The hardest pill to swallow is paying a service labor rate that is nearly double their own. Torkelson has cultivated his own mechanics' specialized expertise to keep his fully burdened rate well below retail. Relying too heavily on outside service labor unsettles the firm's cost structure, but it has become necessary.
"Because we own so much iron, I don't have enough people on staff to do 2,000-hour inspections and service on all of our scrapers," he says. "So I keep one scraper on 2,000-hour service going in our shop at all times, and we usually have one in the Cat dealer's shop. It has taken me almost two years to get through the entire scraper fleet, and it's time to start over again. There's always at least one scraper in the shop getting a frame-up rebuild, too."
Torkelson says his technicians are among the best scraper mechanics in the business, thanks to rebuilding so many different models. Few dealers can match their expertise with older machines.
"We send our newest machines to the dealer for 2,000-hour inspections and, when our spec shop is full, we send the newest components that need to be rebuilt," Torkelson says. "We're willing to take a chance and fix some things, whereas the dealer is primarily changing parts. Inevitably, parts costs on a given job will be 20 to 40 percent higher when the dealer does it.
"His people are working on the machine to make money. My people are just fixing the iron so we can get it back out on the job and be productive."
TARCO spends an average of $320,000 repairing and rebuilding a scraper over its 50,000-hour life span. Torkelson considers it a reasonable investment, compared to replacing units at more than $900,000 each. Yet maintaining the economic advantage of older scrapers requires careful balancing. He watches costs and utilization, using the equipment-management module of the firm's software package from Computer Guidance Corp. to be sure machines don't stray too far above the average repair cost, and that they remain reliable.
TARCO scrapers averaged 2,000 hours per year over the past 10 years, so there's little room for downtime.
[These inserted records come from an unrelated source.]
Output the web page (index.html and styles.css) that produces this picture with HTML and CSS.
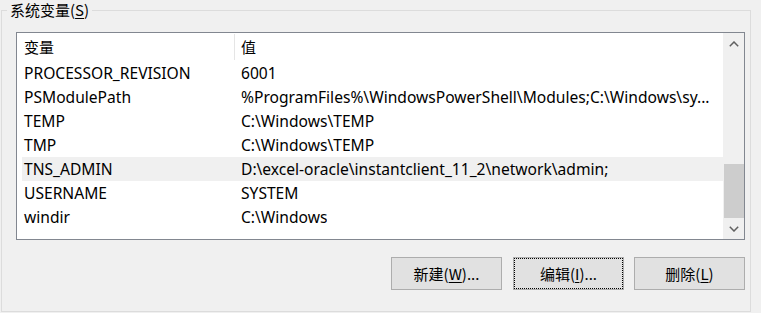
FILE: index.html
```html
<!DOCTYPE html>
<html lang="zh-CN">
<head>
<meta charset="utf-8">
<title>系统变量</title>
<link rel="stylesheet" href="styles.css">
</head>
<body>
<div class="group">
  <span class="group-title">系统变量(<u>S</u>)</span>
  <div class="listbox">
    <div class="list">
      <div class="header">
        <div class="hcell hcell-name">变量</div>
        <div class="hcell hcell-value">值</div>
      </div>
      <div class="row"><span class="c1">PROCESSOR_REVISION</span><span class="c2">6001</span></div>
      <div class="row"><span class="c1">PSModulePath</span><span class="c2">%ProgramFiles%\WindowsPowerShell\Modules;C:\Windows\sy...</span></div>
      <div class="row"><span class="c1">TEMP</span><span class="c2">C:\Windows\TEMP</span></div>
      <div class="row"><span class="c1">TMP</span><span class="c2">C:\Windows\TEMP</span></div>
      <div class="row row-hover"><span class="c1">TNS_ADMIN</span><span class="c2">D:\excel-oracle\instantclient_11_2\network\admin;</span></div>
      <div class="row"><span class="c1">USERNAME</span><span class="c2">SYSTEM</span></div>
      <div class="row"><span class="c1">windir</span><span class="c2">C:\Windows</span></div>
    </div>
    <div class="scrollbar">
      <div class="sb-btn">
        <svg width="10" height="6" viewBox="0 0 10 6"><path d="M0.8 5.2 L5 1 L9.2 5.2" fill="none" stroke="#606060" stroke-width="1.5"/></svg>
      </div>
      <div class="sb-track"><div class="sb-thumb"></div></div>
      <div class="sb-btn">
        <svg width="10" height="6" viewBox="0 0 10 6"><path d="M0.8 0.8 L5 5 L9.2 0.8" fill="none" stroke="#606060" stroke-width="1.5"/></svg>
      </div>
    </div>
  </div>
  <div class="buttons">
    <button class="btn btn-first">新建(<u>W</u>)...</button>
    <button class="btn btn-focus">编辑(<u>I</u>)...</button>
    <button class="btn">删除(<u>L</u>)</button>
  </div>
</div>
</body>
</html>
```
FILE: styles.css
```css
html, body {
  margin: 0;
  padding: 0;
}
body {
  width: 761px;
  height: 313px;
  background: #f0f0f0;
  font-family: "Noto Sans", "Noto Sans CJK SC", sans-serif;
  font-size: 15.6px;
  color: #000;
  overflow: hidden;
}
.group {
  position: relative;
  margin: 10px 0 0 1px;
  width: 750px;
  height: 302px;
  border: 1px solid #dcdcdc;
  padding: 21px 0 0 14px;
  box-sizing: border-box;
}
.group-title {
  position: absolute;
  left: 5px;
  top: -11px;
  padding: 0 3px;
  background: #f0f0f0;
  font-family: "Noto Sans CJK SC", sans-serif;
  font-size: 15px;
  line-height: 20px;
}
.group-title u, .btn u {
  text-decoration-thickness: 1px;
  text-underline-offset: 2px;
}
.listbox {
  display: flex;
  width: 729px;
  height: 208px;
  border: 1px solid #828790;
  box-sizing: border-box;
  background: #fff;
}
.list {
  flex: 1;
  min-width: 0;
  border-right: 1px solid #f0f0f0;
}
.header {
  display: flex;
  height: 28px;
  align-items: center;
}
.hcell {
  font-family: "Noto Sans CJK SC", sans-serif;
  font-size: 15px;
  line-height: 20px;
}
.hcell-name {
  width: 210px;
  padding-left: 7px;
  height: 26px;
  display: flex;
  align-items: center;
  border-right: 1px solid #e5e5e5;
}
.hcell-value {
  padding-left: 6px;
}
.row {
  display: flex;
  height: 24px;
  box-sizing: border-box;
  padding-bottom: 1px;
  align-items: center;
  margin-left: 5px;
  padding-left: 2px;
  white-space: nowrap;
  line-height: 20px;
}
.row-hover {
  background: #f0f0f0;
}
.c1 {
  width: 217px;
  flex: none;
}
.c2 {
  overflow: hidden;
}
.scrollbar {
  width: 20px;
  display: flex;
  flex-direction: column;
  background: #f0f0f0;
}
.sb-btn {
  height: 21px;
  display: flex;
  align-items: center;
  justify-content: center;
  flex: none;
}
.sb-track {
  flex: 1;
  display: flex;
  flex-direction: column;
}
.sb-thumb {
  margin-top: auto;
  height: 54px;
  background: #cdcdcd;
}
.buttons {
  display: flex;
  justify-content: flex-end;
  gap: 10px;
  width: 729px;
  margin-top: 17px;
}
.btn {
  width: 111px;
  height: 33px;
  border: 1px solid #adadad;
  background: #e1e1e1;
  font-family: "Noto Sans CJK SC", sans-serif;
  font-size: 15px;
  color: #000;
  padding: 0;
}
.btn-first {
  margin-right: 1px;
}
.btn-focus {
  outline: 1px dotted #000;
  outline-offset: -2px;
}
```
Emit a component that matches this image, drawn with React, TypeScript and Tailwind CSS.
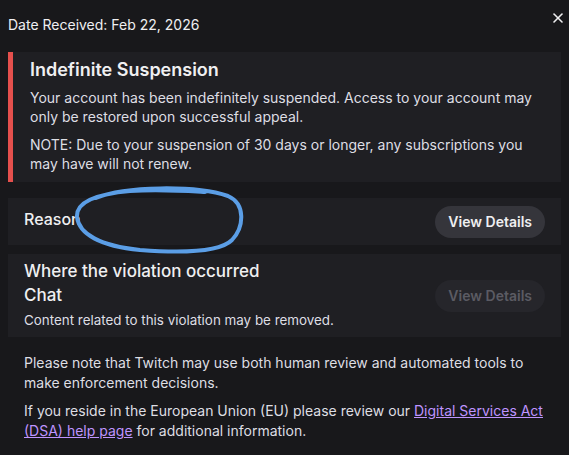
import { X } from "lucide-react";

function ViewDetails({ disabled = false }: { disabled?: boolean }) {
  return (
    <button
      type="button"
      disabled={disabled}
      className={
        disabled
          ? "h-8 shrink-0 self-center rounded-full bg-[#26262b] px-[13px] text-[14px] font-semibold text-[#5b5b63]"
          : "h-8 shrink-0 self-center rounded-full bg-[#35353b] px-[13px] text-[14px] font-semibold text-[#efeff1]"
      }
    >
      View Details
    </button>
  );
}

export default function App() {
  return (
    <div
      className="relative h-[455px] w-[569px] overflow-hidden bg-[#18181b] text-[#dedee3]"
      style={{ fontFamily: "Inter, 'Noto Sans', sans-serif" }}
    >
      {/* header */}
      <div className="flex items-start justify-between pl-2 pr-[3px] pt-[15px]">
        <span className="text-[14px] leading-5 text-[#efeff1]">Date Received: Feb 22, 2026</span>
        <X className="-mt-[5px] h-[16px] w-[16px] text-[#efeff1]" strokeWidth={2.4} />
      </div>

      {/* suspension notice */}
      <div className="mx-2 mt-[17px] flex bg-[#1f1f23]">
        <div className="w-[5px] shrink-0 bg-[#e5504d]" />
        <div className="flex flex-col pb-[9px] pl-[17px] pr-4 pt-[6px]">
          <h2 className="text-[18px] font-semibold leading-6 text-[#efeff1]">Indefinite Suspension</h2>
          <p className="mt-[6px] text-[14px] leading-[19px]">
            Your account has been indefinitely suspended. Access to your account may only be restored upon successful
            appeal.
          </p>
          <p className="mt-[9px] text-[14px] leading-[19px]">
            NOTE: Due to your suspension of 30 days or longer, any subscriptions you may have will not renew.
          </p>
        </div>
      </div>

      {/* reason */}
      <div className="mx-2 mt-4 flex h-[47px] items-center justify-between bg-[#1f1f23] pl-4 pr-4">
        <span className="mb-[6px] text-[16px] font-medium text-[#efeff1]">Reason</span>
        <ViewDetails />
      </div>

      {/* where */}
      <div className="mx-2 mt-[9px] flex h-[83px] justify-between bg-[#1f1f23] pl-4 pr-4">
        <div className="flex flex-col pt-[5px]">
          <span className="text-[17px] font-medium leading-6 text-[#efeff1]">Where the violation occurred</span>
          <span className="text-[17px] font-medium leading-6 text-[#efeff1]">Chat</span>
          <span className="mt-[4px] text-[13.4px] leading-[18px]">Content related to this violation may be removed.</span>
        </div>
        <ViewDetails disabled />
      </div>

      {/* footer */}
      <div className="flex flex-col gap-2 px-6 pt-[16px] text-[14px] leading-5">
        <p>Please note that Twitch may use both human review and automated tools to make enforcement decisions.</p>
        <p>
          If you reside in the European Union (EU) please review our{" "}
          <a href="#" className="text-[#bf94ff] underline">
            Digital Services Act (DSA) help page
          </a>{" "}
          for additional information.
        </p>
      </div>

      {/* hand-drawn annotation */}
      <svg className="pointer-events-none absolute left-0 top-0" width="569" height="455">
        <path
          d="M 96 198 C 125 186, 195 185, 228 196 C 246 204, 244 227, 232 240 C 220 252, 180 253, 140 250 C 100 246, 79 234, 77 217 C 76 202, 96 194, 130 191 C 160 189, 188 191, 205 192"
          fill="none"
          stroke="#5b9ee6"
          strokeWidth="4"
          strokeLinecap="round"
        />
      </svg>
    </div>
  );
}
The oldest scraper in the fleet, a 1976 model Cat 633C, is an example of the firm's ability to keep older machines productive.
"It's the first machine the company ever bought brand new, and it has only had one operator since 1976," Torkelson says. "He's getting close to retiring, and he came into my office the other day and said, 'I want to see the operating costs and production numbers on that machine.' That unit has 59,900 hours on it, and it's one of our lowest costs per hour."